While the past decade has witnessed tremendous progress in applications of reinforcement learning (RL), theoretical understanding has lagged behind. For instance, many RL algorithms used in practice behave far better than extant theory would suggest; at the same time, we rarely know whether the procedures used in practice are the best possible, or if instead there exist significantly better ones.

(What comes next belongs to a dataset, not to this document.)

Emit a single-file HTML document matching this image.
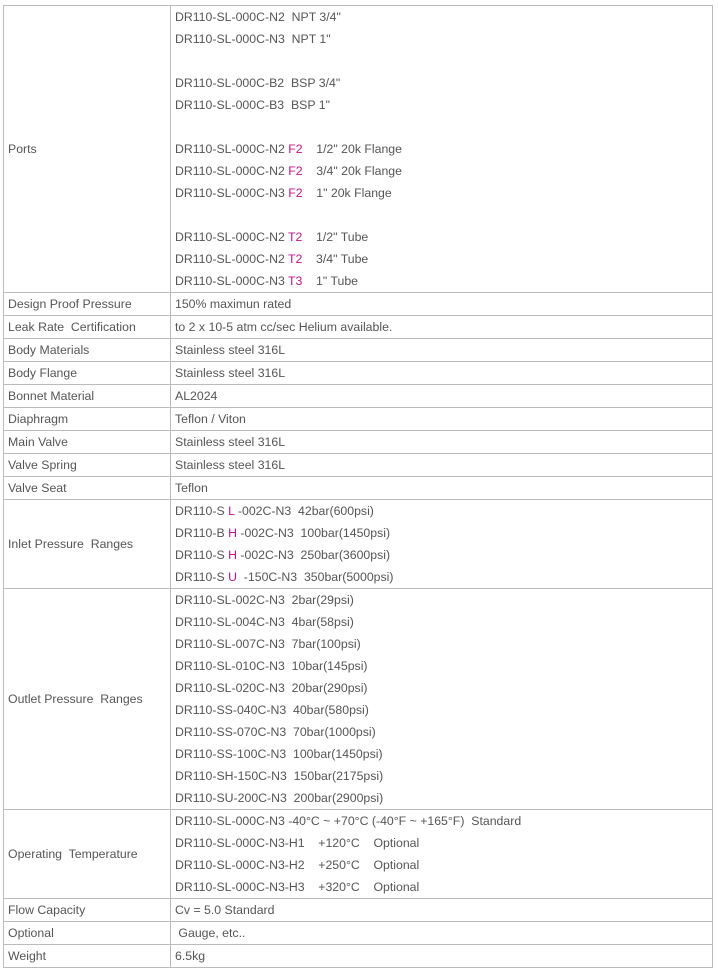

This talk overviews a few lines of work sharing the common motivation of closing such gaps. We describe a notion of instance-optimality for stochastic algorithms, along with modified forms of Q-learning that achieve these fundamental limits on an instance-wise basis. We also address function approximation in RL, and derive oracle inequalities that guide the practitioner in making optimal trade-offs between approximation and estimation errors. We conclude by discussing some ongoing work and interesting challenges ahead.
Based on collaborations with: Emma Brunskill, Yaqi Duan, Michael Jordan, Koulik Khamaru, Wenlong Mou, Ashwin Pananjady, Feng Ruan, Eric Xia, Mengdi Wang and Andrea Zanette.
Martin Wainwright is currently Chancellor's Professor at the University of California at Berkeley, with a joint appointment between the Department of Statistics and the Department of EECS. He received a Bachelor's degree in Mathematics from University of Waterloo, Canada, and Ph.D. degree in EECS from Massachusetts Institute of Technology (MIT). His research interests include high-dimensional statistics, statistical machine learning, information theory, and optimization theory. Among other awards, he has received the COPSS Presidents' Award (2014) from the Joint Statistical Societies; the David Blackwell Lectureship (2017) and Medallion Lectureship (2013) from the Institute of Mathematical Statistics; and Best Paper awards from the IEEE Signal Processing Society and IEEE Information Theory Society. He was a Section Lecturer at the International Congress of Mathematicians in 2014.